It's not my intention to criticize these people (although, for the record, I think they both come out like most people do in the NYTimes Style pages: Self-absorbed and unpleasant). Rather, I'd just like to point out how funamentally strange this approach to emotional monogamy is, historically and (I'd argue) evolutionarily. Stephanie Coontz wrote an interesting article a few years ago about the history of marriage:

In John Adams’s view, a “passion for the public good” was “superior to all private passions.” In both England and America, moralists bewailed “excessive” married love, which encouraged “men and women to be always taken up with each other.”

From medieval days until the early 19th century, diaries and letters more often used the word love to refer to neighbors, cousins and fellow church members than to spouses. When honeymoons first gained favor in the 19th century, couples often took along relatives or friends for company. Victorian novels and diaries were as passionate about brother-sister relationships and same-sex friendships as about marital ties.

The Victorian refusal to acknowledge strong sexual desires among respectable men and women gave people a wider outlet for intense emotions, including physical touch, than we see today. Men wrote matter-of-factly about retiring to bed with a male roommate, “and in each other’s arms did friendship sink peacefully to sleep.” Upright Victorian matrons thought nothing of kicking their husbands out of bed when a female friend came to visit. They spent the night kissing, hugging and pouring out their innermost thoughts.

By the early 20th century, though, the sea change in the culture wrought by the industrial economy had loosened social obligations to neighbors and kin, giving rise to the idea that individuals could meet their deepest needs only through romantic love, culminating in marriage. Under the influence of Freudianism, society began to view intense same-sex ties with suspicion and people were urged to reject the emotional claims of friends and relatives who might compete with a spouse for time and affection.

Look, I realize some of this was subliminated homosexuality in age of repression. And another part was probably that men had trouble developing emotional relationships with women in separate spheres. Nevertheless, I think it's virtually undeniable that friendship has declined in importance relative to marriage.

But try telling somebody that you're unhappy about the constant dissolving of friendships, unhappy that every couple years you move and everything starts over. You get told, bluntly, that's life, grow up. And it does just sound juvenile, doesn't it? But then there's this, from the always fascinating The Edge:

Women in hunting and gathering societies breastfeed around the clock, eat a low-fat diet and get a lot of exercise — habits that tend to inhibit ovulation. As a result, they regularly space their children about four years apart. Thus, the modern duration of many marriages—about four years—conforms to the traditional period of human birth spacing, four years.

Perhaps human parental bonds originally evolved to last only long enough to raise a single child through infancy, about four years, unless a second infant was conceived. By age five, a youngster could be reared by mother and a host of relatives.
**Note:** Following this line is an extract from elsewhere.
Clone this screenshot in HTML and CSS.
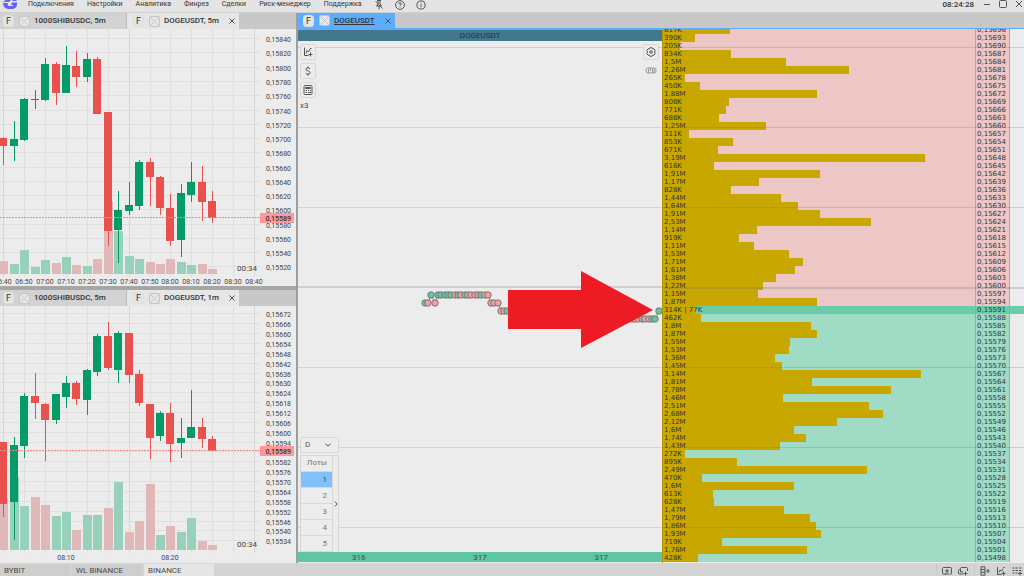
FILE: index.html
```html
<!DOCTYPE html>
<html lang="ru">
<head>
<meta charset="utf-8">
<title>DOGEUSDT</title>
<link rel="stylesheet" href="styles.css">
</head>
<body>
<div class="app">
  <header class="topbar">
    <svg class="logo" width="14" height="10" viewBox="0 0 14 10"><path d="M3 0H8L6 2H0Q1 1 3 0ZM0 3H5Q4 6 6 6H10V5H8L9 2.500H14V5Q13 9 9 9H5Q0 8 0 3ZM10 0H14L13 1H9Z" fill="#6763f2"/></svg>
    <nav class="menu">
      <button>Подключения</button>
      <button>Настройки</button>
      <button>Аналитика</button>
      <button>Финрез</button>
      <button>Сделки</button>
      <button>Риск-менеджер</button>
      <button>Поддержка</button>
    </nav>
    <div class="help">
      <button aria-label="Открепить"><svg width="10" height="10" viewBox="0 0 10 10"><path d="M3 .5H7M4 .5V4L2.500 6H7.500L6 4V.5M5 6V9.500M1.500 1L8.500 8.500"/></svg></button>
      <button aria-label="Справка"><svg width="10" height="10" viewBox="0 0 10 10"><circle cx="5" cy="5" r="4.400"/><path d="M3.700 4Q3.700 2.700 5 2.700T6.300 4Q6.300 4.600 5 5.400V6M5 6.900V7.700"/></svg></button>
      <button aria-label="Информация"><svg width="10" height="10" viewBox="0 0 10 10"><circle cx="5" cy="5" r="4.100"/><path d="M5 4.400V7.300M5 2.600V3.500"/></svg></button>
    </div>
    <time class="clock">08:24:28</time>
    <div class="window-buttons">
      <button aria-label="Свернуть"><svg width="8" height="8" viewBox="0 0 8 8"><path d="M1 4.500H7"/></svg></button>
      <button aria-label="Развернуть"><svg width="8" height="8" viewBox="0 0 8 8"><rect x=".5" y=".5" width="7" height="7" rx="1"/></svg></button>
      <button aria-label="Закрыть"><svg width="8" height="8" viewBox="0 0 8 8"><path d="M1 1L7 7M7 1L1 7"/></svg></button>
    </div>
  </header>

  <main class="main">
    <section class="charts">
      <article class="panel">
        <div class="tabs">
          <div class="tab tab-wide"><span class="badge">F</span><span class="coin"></span><span class="tab-name">1000SHIBUSDC, 5m</span></div>
          <div class="tab tab-active"><span class="badge">F</span><span class="coin"></span><span class="tab-name">DOGEUSDT, 5m</span><button class="tab-close" aria-label="Закрыть"><svg width="6" height="6" viewBox="0 0 6 6"><path d="M.5 .5L5.500 5.500M5.500 .5L.5 5.500"/></svg></button></div>
        </div>
        <svg class="chart" id="chart-5m"></svg>
      </article>
      <article class="panel">
        <div class="tabs">
          <div class="tab tab-wide"><span class="badge">F</span><span class="coin"></span><span class="tab-name">1000SHIBUSDC, 5m</span></div>
          <div class="tab tab-active"><span class="badge">F</span><span class="coin"></span><span class="tab-name">DOGEUSDT, 1m</span><button class="tab-close" aria-label="Закрыть"><svg width="6" height="6" viewBox="0 0 6 6"><path d="M.5 .5L5.500 5.500M5.500 .5L.5 5.500"/></svg></button></div>
        </div>
        <svg class="chart" id="chart-1m"></svg>
      </article>
    </section>

    <section class="trading">
      <div class="tabs tabs-blue">
        <div class="tab tab-blue"><span class="badge">F</span><span class="coin"></span><span class="tab-name">DOGEUSDT</span><button class="tab-close" aria-label="Закрыть"><svg width="6" height="6" viewBox="0 0 6 6"><path d="M.5 .5L5.500 5.500M5.500 .5L.5 5.500"/></svg></button></div>
      </div>
      <div class="workspace">
        <div class="cluster">
          <h1 class="ticker">DOGEUSDT</h1>
          <div class="tape">
            <svg class="ticks" id="ticks"></svg>
            <div class="tools">
              <div class="tool-list">
                <button class="tool" aria-label="Индикаторы"><svg width="10" height="10" viewBox="0 0 10 10"><path d="M1.500 .5V8.500H5.500M3 6.500L4 3.500L5.500 5L7 2M7.500 5.500V9.500M5.500 7.500H9.500M7 1.500H8.500"/></svg></button>
                <button class="tool" aria-label="Валюта"><svg width="10" height="10" viewBox="0 0 10 10"><path d="M7 3Q6.500 1.700 5 1.700Q3 1.700 3 3.200Q3 4.400 5 4.900T7 6.700Q7 8.300 5 8.300Q3.300 8.300 3 6.900M5 .5V2M5 8V9.500"/></svg></button>
                <button class="tool" aria-label="Калькулятор"><svg width="10" height="10" viewBox="0 0 10 10"><rect x="1" y=".5" width="8" height="9" rx="1"/><path d="M2.500 2.500H7.500V3.500H2.500ZM2.500 5.500H4M5 5.500H6M7 5.500H8M2.500 7.500H4M5 7.500H8"/></svg></button>
                <span class="scale">x3</span>
              </div>
              <div class="tool-list">
                <button class="tool" aria-label="Настройки"><svg width="10" height="10" viewBox="0 0 10 10"><path d="M4 .7H6L6.600 1.900L8 1.800L9.200 3.600L8.600 5L9.200 6.400L8 8.200L6.600 8.100L6 9.300H4L3.400 8.100L2 8.200L.8 6.400L1.400 5L.8 3.600L2 1.800L3.400 1.900Z"/><circle cx="5" cy="5" r="1.300"/></svg></button>
                <button class="ruler" aria-label="Линейка"><svg width="12" height="7" viewBox="0 0 12 7"><rect x="1" y="1" width="10" height="5" rx="2"/><path d="M3.500 1V6M5.500 1V4M7.500 2V6M9.200 1V6"/></svg></button>
              </div>
            </div>
            <div class="order-size">
              <div class="mode">
                <select aria-label="Режим"><option>D</option></select>
                <svg width="6" height="4" viewBox="0 0 6 4"><path d="M.5 .8L3 3L5.500 .8"/></svg>
              </div>
              <div class="lots">
                <table>
                  <thead><tr><th>Лоты</th></tr></thead>
                  <tbody>
                    <tr class="lot-selected"><td>1</td></tr>
                    <tr><td>2</td></tr>
                    <tr><td>3</td></tr>
                    <tr><td>4</td></tr>
                    <tr><td>5</td></tr>
                  </tbody>
                </table>
                <button class="expand" aria-label="Раскрыть"><svg width="4" height="6" viewBox="0 0 4 6"><path d="M.8 .5L3 3L.8 5.500"/></svg></button>
              </div>
            </div>
          </div>
          <div class="totals"><span>316</span><span>317</span><span>317</span></div>
        </div>
        <div class="book" id="book"></div>
      </div>
    </section>
  </main>

  <footer class="bottombar">
    <div class="spaces">
      <button class="space">BYBIT</button>
      <button class="space">WL BINANCE</button>
      <button class="space space-active">BINANCE</button>
    </div>
    <div class="actions">
      <button aria-label="Новое окно"><svg width="10" height="10" viewBox="0 0 10 10"><path d="M4 8H1.500Q.5 8 .5 7V2.500Q.5 1.500 1.500 1.500H8.500Q9.500 1.500 9.500 2.500V7Q9.500 8 8.500 8H7.500M5 3V7M3 5H7M3 8H7"/></svg></button>
      <button aria-label="Копия окна"><svg width="10" height="10" viewBox="0 0 10 10"><path d="M2.500 6V2.500Q2.500 1.500 3.500 1.500H8.500Q9.500 1.500 9.500 2.500V5M2.500 3.500H1.500Q.5 3.500 .5 4.500V7Q.5 8 1.500 8H5M2.500 6H5M7.500 5.500V9.500M5.500 7.500H9.500"/></svg></button>
    </div>
    <div class="actions actions-wide">
      <button aria-label="Добавить стакан"><svg width="10" height="10" viewBox="0 0 10 10"><path d="M1 .8H5V9.200H1ZM1 3.500H5M1 6.300H5M8 3V7M6.200 5H9.800"/></svg></button>
      <button aria-label="Добавить график"><svg width="10" height="10" viewBox="0 0 10 10"><path d="M1.500 1V8.500H5.500M3 6.500L4 4L5.500 5L7 2.500M7.500 5.500V9.500M5.500 7.500H9.500M7.500 1.500H9"/></svg></button>
      <button aria-label="Добавить таблицу"><svg width="10" height="10" viewBox="0 0 10 10"><path d="M.5 2H2.500M3.500 2H6M7 2H9.500M.5 4.500H2.500M3.500 4.500H6M7 4.500H9.500M.5 7H2.500M3.500 7H5.500M8 5.500V9.500M6 7.500H10"/></svg></button>
    </div>
  </footer>
</div>
<script src="app.js"></script>
</body>
</html>
```

FILE: styles.css
```css
* { box-sizing: border-box; }

body {
  margin: 0;
  font: 8px/10px Roboto, "Liberation Sans", sans-serif;
  color: #4a4a4a;
  background: #e4e4e4;
}

button {
  margin: 0;
  padding: 0;
  border: 0;
  background: none;
  font: inherit;
  color: inherit;
}

svg { display: block; flex: none; }

button svg, .mode svg {
  fill: none;
  stroke: #555;
  stroke-width: 1;
}

.app {
  display: flex;
  flex-direction: column;
  height: 100vh;
  overflow: hidden;
}

/* top bar */
.topbar {
  display: flex;
  align-items: flex-start;
  height: 13px;
  padding: 0 1px 0 3px;
  border-bottom: 1px solid #d0d0d0;
  background: #e4e4e4;
}
.menu { display: flex; gap: 13px; margin-left: 11px; font-size: 7px; color: #333; }
.menu button { height: 9px; line-height: 9px; }
.help { display: flex; gap: 11px; margin-left: 12px; }
.clock { margin-left: auto; font-weight: 500; line-height: 10px; color: #333; }
.window-buttons { display: flex; gap: 8px; margin-left: 9px; }

/* panels */
.main {
  display: grid;
  grid-template-columns: 298px 1fr;
  flex: 1;
  min-height: 0;
}
.charts {
  display: grid;
  grid-template-rows: 1fr 1fr;
  gap: 4px;
  border-right: 2px solid #9e9e9e;
  background: #a6a6a6;
  min-height: 0;
}
.panel { display: flex; flex-direction: column; min-height: 0; background: #ececec; }
.tabs { display: flex; flex: none; height: 16px; background: #c8c8c8; }
.tab {
  display: flex;
  align-items: center;
  padding: 0 4px 0 3px;
  background: #d2d2d2;
  font-weight: 500;
  color: #333;
}
.tab-wide { width: 127px; border-right: 1px solid #bdbdbd; }
.tab-active { padding-left: 6px; background: #e6e6e6; }
.badge {
  width: 11px;
  height: 12px;
  border: 1px solid #dedede;
  border-radius: 3px;
  background: #e4e4e4;
  font-size: 9px;
  font-weight: 400;
  text-align: center;
  line-height: 10px;
}
.coin {
  width: 11px;
  height: 11px;
  margin: 0 4px 0 5px;
  border: 1px solid #c6c6c6;
  border-radius: 2px;
  background:
    linear-gradient(45deg, transparent 46%, #c6c6c6 46% 54%, transparent 54%),
    linear-gradient(135deg, transparent 46%, #c6c6c6 46% 54%, transparent 54%),
    #e6e6e6;
}
.tab-close { margin-left: 10px; }
.tabs-blue { border-bottom: 1px solid #5cadff; }
.tab-blue { background: #5cadff; padding-left: 5px; }
.tab-blue .tab-name { text-decoration: underline; }

.chart { width: 100%; flex: 1; min-height: 0; font-size: 7px; fill: #444; }
.grid { stroke: #dfdfdf; stroke-width: 1; }
.grid-strong { stroke: #d6d6d6; }
.volume-up { fill: #97d1bc; }
.volume-down { fill: #e1b8b8; }
.candle-up { fill: #049b66; stroke: #049b66; stroke-width: 0; }
.candle-down { fill: #e9514f; stroke: #e9514f; stroke-width: 0; }
.wick { stroke-width: 1; }
.last-line { stroke: #f08a8a; stroke-dasharray: 2 1; }
.last-box { fill: #ff9999; }
.last-text { fill: #333; font-weight: 500; }
.countdown { font-size: 8px; }
.label-y { text-anchor: end; }
.label-x { text-anchor: middle; }

/* trading panel */
.trading { display: flex; flex-direction: column; min-width: 0; min-height: 0; }
.workspace {
  display: grid;
  grid-template-columns: 364fr 362fr;
  flex: 1;
  min-height: 0;
  background: #ececec;
}
.cluster { display: flex; flex-direction: column; min-height: 0; padding-bottom: 1px; }
.ticker {
  margin: 0;
  height: 12px;
  border-top: 1px solid #5cadff;
  background: #41788d;
  font-size: 8px;
  font-weight: 400;
  line-height: 12px;
  text-align: center;
  color: #22343c;
}
.tape {
  display: grid;
  grid-template-rows: 1fr auto;
  flex: 1;
  min-height: 0;
  padding: 3px 3px 0 2px;
  background: linear-gradient(#cfcfcf, #cfcfcf) 0 245px / 100% 2px no-repeat,
    linear-gradient(transparent 79px, #d2d2d2 79px) 0 -73px / 100% 80px;
  position: relative;
}
.ticks { position: absolute; inset: 0; width: 100%; height: 100%; }
.tick-line { fill: none; stroke: #888; }
.tick-up { fill: #66c5a4; stroke: #777; }
.tick-down { fill: #f99c9c; stroke: #777; }
.arrow { fill: #ed1c24; }
.tools { display: flex; justify-content: space-between; z-index: 1; }
.tool-list { display: flex; flex-direction: column; gap: 3px; align-items: flex-start; }
.tool {
  display: grid;
  place-items: center;
  width: 16px;
  height: 16px;
  border: 1px solid #d8d8d8;
  border-radius: 2px;
  background: #ececec;
}
.ruler { margin: 4px 0 0 2px; }
.ruler svg { stroke: #999; }
.order-size { display: grid; gap: 2px; width: 39px; z-index: 1; color: #777; }
.mode {
  display: flex;
  align-items: center;
  height: 16px;
  padding: 0 7px 0 4px;
  border: 1px solid #d8d8d8;
  border-radius: 2px;
  background: #ececec;
}
.mode select {
  flex: 1;
  min-width: 0;
  appearance: none;
  border: 0;
  padding: 0;
  background: none;
  font: inherit;
  color: #555;
}
.lots { display: grid; grid-template-columns: 1fr 6px; border: 1px solid #d8d8d8; border-bottom: 0; background: #ececec; }
.lots table { border-collapse: collapse; width: 100%; }
.lots th, .lots td {
  height: 16px;
  padding: 0 5px 0 0;
  border-bottom: 1px solid #d8d8d8;
  text-align: right;
  font-weight: 400;
}
.lot-selected td { background: #82c0fa; color: #444; }
.expand { display: grid; place-items: center; border-left: 1px solid #d8d8d8; }
.totals {
  display: grid;
  grid-template-columns: repeat(3, 1fr);
  height: 10px;
  line-height: 12px;
  text-align: center;
  background: #5ec6a2;
}

/* order book */
.book {
  overflow: hidden;
  min-height: 0;
  border-left: 1px solid #b39700;
  font-family: "DejaVu Sans", sans-serif;
  font-size: 7px;
  line-height: 9px;
  color: #333;
}
.row {
  display: grid;
  grid-template-columns: 1fr 35px 14px;
  position: relative;
  height: 8px;
}
.row:first-child { margin-top: -3px; }
.ask { --side: #edc6c6; }
.bid { --side: #a0dbc5; }
.size, .price { background: var(--side); white-space: nowrap; height: 8px; }
.price { padding-left: 1px; border: 1px solid #b5a5a5; border-width: 0 1px; }
.bid .price { border-color: #88b5a5; }
.bar { height: 8px; background: #c8a800; padding-left: 1px; }
.best { --side: #6accab; background: #6accab; }
.grid-row::after {
  content: "";
  position: absolute;
  inset: 5px 0 auto;
  height: 1px;
  background: rgba(110, 110, 110, .25);
}
.grid-major::after { height: 2px; }

/* bottom bar */
.bottombar {
  display: flex;
  height: 13px;
  padding: 1px 2px 0 0;
  background: #d4d4d4;
}
.spaces { display: flex; gap: 2px; flex: 1; }
.space { width: 70px; padding: 2px 0 0 4px; background: #cecece; text-align: left; }
.space-active { background: #e6e6e6; }
.actions { display: flex; gap: 6px; padding: 2px 6px 0 5px; border-left: 1px solid #c8c8c8; }
.actions-wide { padding-right: 0; }
```

FILE: app.js
```js
const STEP = 10.44;
const FIRST = 3.4;

// candle: direction, high, open/close top, open/close bottom, low, volume top
const chart5m = {
  id: 'chart-5m', origin: 29, base: 274, last: 218,
  labels: { top: 39.2, step: 14.26, from: 15840, by: 20, count: 17 },
  times: ['06:40', '06:50', '07:00', '07:10', '07:20', '07:30', '07:40', '07:50', '08:00', '08:10', '08:20', '08:30', '08:40'].map((t, i) => [t, i * 2]),
  candles: [
    ['down', 137, 138, 146, 165, 261], ['up', 121, 139, 146, 161, 264],
    ['up', 98, 99, 140, 141, 250], ['up', 90, 99, 100, 109, 267],
    ['up', 58, 64, 100, 101, 260], ['down', 62, 64, 93, 105, 263],
    ['up', 46, 65, 93, 93, 257], ['down', 51, 66, 77, 87, 265],
    ['up', 53, 59, 77, 82, 266], ['down', 57, 59, 114, 114, 259],
    ['down', 112, 112, 231, 246, 201], ['up', 191, 210, 230, 263, 231],
    ['up', 182, 205, 211, 215, 256], ['up', 160, 162, 206, 210, 259],
    ['down', 158, 162, 177, 206, 262], ['down', 176, 177, 208, 215, 264],
    ['down', 194, 208, 241, 246, 259], ['up', 184, 193, 240, 257, 262],
    ['up', 162, 182, 195, 202, 265], ['down', 166, 182, 202, 221, 264],
    ['down', 191, 201, 218, 223, 269]
  ]
};

const chart1m = {
  id: 'chart-1m', origin: 306, base: 550, last: 451,
  labels: { top: 314.3, step: 9.87, from: 15672, by: 6, count: 24 },
  times: [['08:10', 6], ['08:20', 16]],
  candles: [
    ['down', 442, 442, 504, 517, 498], ['up', 437, 445, 502, 540, 477],
    ['up', 393, 396, 446, 458, 506], ['down', 373, 396, 403, 419, 497],
    ['down', 403, 404, 420, 461, 505], ['up', 394, 394, 420, 424, 516],
    ['up', 376, 383, 397, 408, 512], ['down', 381, 383, 399, 405, 530],
    ['up', 369, 370, 400, 415, 515], ['up', 334, 336, 372, 376, 515],
    ['down', 322, 336, 368, 370, 508], ['up', 331, 333, 370, 383, 482],
    ['down', 333, 333, 375, 383, 532], ['down', 370, 374, 403, 406, 521],
    ['down', 404, 404, 438, 459, 484], ['up', 411, 413, 436, 441, 535],
    ['down', 403, 413, 444, 462, 526], ['up', 418, 438, 443, 458, 532],
    ['up', 390, 427, 438, 438, 518], ['down', 418, 427, 439, 448, 541],
    ['down', 436, 439, 451, 451, 545]
  ]
};

function drawChart(c) {
  const y = v => v - c.origin;
  const out = [];
  const { top, step, from, by, count } = c.labels;
  for (let i = 0; i < 13; i++) {
    const x = Math.round(FIRST + i * 2 * STEP) + 0.5;
    out.push(`<line class="grid ${i % 6 === 0 ? 'grid-strong' : ''}" x1="${x}" x2="${x}" y1="0" y2="${y(c.base) + 3}"/>`);
  }
  for (let i = 0; i < count; i++) {
    const ly = Math.round(y(top + i * step));
    const price = from - i * by;
    out.push(`<line class="grid" x1="0" x2="260" y1="${ly - 0.5}" y2="${ly - 0.5}"/>`);
    if (price !== 15588) out.push(`<text class="label-y" x="291" y="${ly + 3}">0,${price}</text>`);
  }
  c.candles.forEach(([dir, , , , , vol], i) => {
    const x = Math.round(FIRST + i * STEP);
    out.push(`<rect class="volume-${dir}" x="${x - 4}" width="9" y="${y(vol)}" height="${c.base - vol}"/>`);
  });
  c.candles.forEach(([dir, high, a, b, low], i) => {
    const x = Math.round(FIRST + i * STEP);
    out.push(`<g class="candle-${dir}"><line class="wick" x1="${x + 0.5}" x2="${x + 0.5}" y1="${y(high)}" y2="${y(low)}"/><rect x="${x - 4}" width="8" y="${y(a)}" height="${b - a}"/></g>`);
  });
  c.times.forEach(([t, i]) => {
    out.push(`<text class="label-x" x="${Math.round(FIRST + i * STEP)}" y="${y(c.base) + 10}">${t}</text>`);
  });
  out.push(`<text class="label-x countdown" x="247" y="${y(c.base) - 3}">00:34</text>`);
  out.push(`<line class="last-line" x1="0" x2="260" y1="${y(c.last) - 0.5}" y2="${y(c.last) - 0.5}"/>`);
  out.push(`<rect class="last-box" x="260" width="34" y="${y(c.last) - 5}" height="10"/>`);
  out.push(`<text class="label-y last-text" x="291" y="${y(c.last) + 3}">0,15589</text>`);
  document.getElementById(c.id).innerHTML = out.join('');
}

drawChart(chart5m);
drawChart(chart1m);

// trade ticks: x, y, direction
const ticks = [
  [127, 262, 'up'], [130, 262, 'down'], [133, 254, 'up'], [137, 262, 'down'],
  [140, 254, 'up'], [143, 254, 'up'], [147, 254, 'up'], [150, 254, 'up'],
  [153, 254, 'up'], [157, 254, 'down'], [160, 254, 'up'], [163, 254, 'down'],
  [167, 254, 'up'], [170, 254, 'down'], [173, 254, 'down'], [177, 254, 'down'],
  [180, 254, 'down'], [183, 254, 'up'], [187, 254, 'down'], [190, 254, 'down'],
  [193, 262, 'down'], [196, 262, 'down'], [200, 262, 'down'],
  [203, 270, 'down'], [206, 270, 'down'], [209, 270, 'up'],
  [330, 278, 'down'], [334, 278, 'up'], [337, 278, 'down'], [340, 278, 'down'],
  [344, 278, 'up'], [347, 278, 'down'], [351, 278, 'down'], [354, 278, 'up'],
  [357, 278, 'up'], [361, 270, 'up']
];
document.getElementById('ticks').innerHTML =
  `<polyline class="tick-line" points="${ticks.map(t => t[0] + ',' + t[1]).join(' ')}"/>` +
  ticks.map(t => `<circle class="tick-${t[2]}" cx="${t[0]}" cy="${t[1]}" r="3.2"/>`).join('') +
  '<polygon class="arrow" points="210,249 283,249 283,230 355,269 283,307 283,288 210,288"/>';

const sizes = ('817K 390K 205K 834K 1,5M 2,26M 265K 450K 1,88M 808K 771K 688K 1,25M 311K 853K 671K 3,19M 616K ' +
  '1,91M 1,17M 828K 1,44M 1,64M 1,91M 2,53M 1,14M 919K 1,11M 1,53M 1,71M 1,61M 1,38M 1,22M 1,15M 1,87M ' +
  '314K|77K 462K 1,8M 1,87M 1,55M 1,53M 1,36M 1,45M 3,14M 1,81M 2,78M 1,46M 2,51M 2,68M 2,12M 1,6M 1,74M ' +
  '1,43M 272K 895K 2,49M 470K 1,6M 613K 628K 1,47M 1,79M 1,86M 1,93M 719K 1,76M 428K').split(' ');
const FULL = 3.8;
const toMillions = s => parseFloat(s.replace(',', '.')) / (s.endsWith('K') ? 1000 : 1);
const best = sizes.indexOf('314K|77K');

document.getElementById('book').innerHTML = sizes.map((s, i) => {
  const price = 15696 - i * 3;
  const width = s.split('|').reduce((sum, v) => sum + toMillions(v), 0) / FULL * 100;
  const cls = ['row', i < best ? 'ask' : 'bid'];
  if (i === best) cls.push('best');
  if (price % 30 === 0) cls.push('grid-row');
  if (price === 15600) cls.push('grid-major');
  return `<div class="${cls.join(' ')}"><div class="size"><div class="bar" style="width:${width.toFixed(1)}%">${s.replace('|', ' | ')}</div></div><div class="price">0,${price}</div></div>`;
}).join('');
```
Equally important, both parents could choose a new partner and bear more varied young.

She doesn't talk about friendship, but I strongly suspect that it's evolved in order to bond tribes. You're more likely to fight with and die with someone with whom you share an emotional connection. And that bond is permanent: Men didn't get a new tribe every four years. They got a new wife every four years. In other words, we're evolved to be fine divorcing, not moving.

My fellow conservative-leaners share some of the blame for this, with their overemphasis of marriage as the apotheosis of human existence. When I was looking for that Coontz piece, I ran across this old Ann Althouse post, where in the comments Coontz is made out to be a radical for wanting people to build deeper relationships. (To be fair, here's a more sensible response, someone who appreciates the deep benefits of real community.)

Coontz attributes the decline to Freudianism. As happy as I am to blame him for the world's ills, I'd like to suggest another possible reason: Economics. Specifically, mobility. As the economy became more dynamic, it became necessary to move often. As people did so, they rationally stopped developing long-lasting, deep friendships. Why bother? The people will simply move away in a few years. The only person you could (barely) count on remaining was your spouse, and consequently, people became emotionally dependent on them, and only them.

So far I've been a downer about things here. I've said friendship has been on the decline, and nothing about why I think this is a transient stage. Here, of course, I'm of necessity vaguer, since I'm looking to the future, but I'll give it a shot.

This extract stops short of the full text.